Extract of the article « Anselm Reyle » by Jens Asthoff, in Flash Art n°249, July-September 2006 :
Jens Asthoff : In the 80’s and early 90’s artists became increasingly interested in appropriating historical styles. Do you see this as something close to your recourse to the pictorial forms of modernism?
Anselm Reyle : I think that I am interested in it from a quite different point of view. I don’t just want to take something up and present it as an available form. I deal with it more like objets trouvés that I come across because they fascinate me and then I intensify this fascination, and so want to show it. And I’m partly interested in styles as well because they are so well-worn, as in case of the stripe paintings. It’s such a simple principle, every art student must have used it at some time. And you’re usually told that it’s over and done with, that it was around in the 60’s and wasn’t even new then. And in the 90’s stripe paintings were taken up again, ironically, by people like Heimo Zobernig. But the irony isn’t the only thing I find interesting about it.
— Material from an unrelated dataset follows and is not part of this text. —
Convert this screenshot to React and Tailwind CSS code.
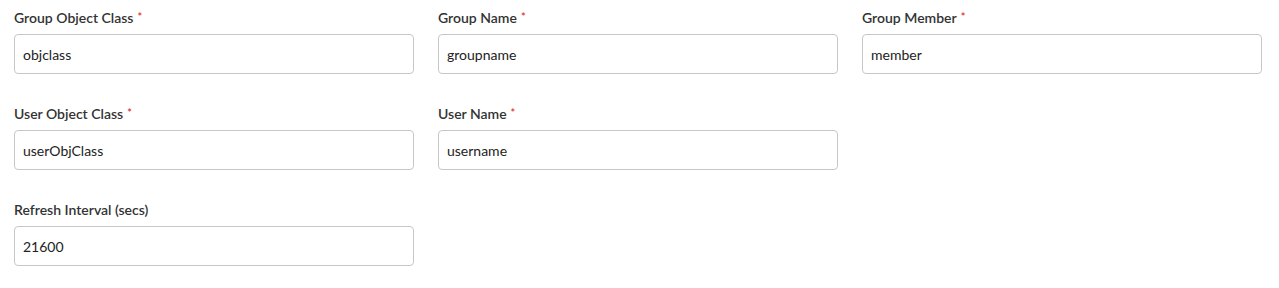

JA : When you appropriate things like this you exploit the quality of materials and color thoroughly, aiming at effect and alienating these traditional paradigms by raising the overall color temperature. You shift the adaptive element, the reference that can still be recognized or at least sensed, into a mixture of vagueness, emptiness and intensity. This leads to a quite specific, unique smoothness and neutrality that in its turn takes on the character of a personal style, your style.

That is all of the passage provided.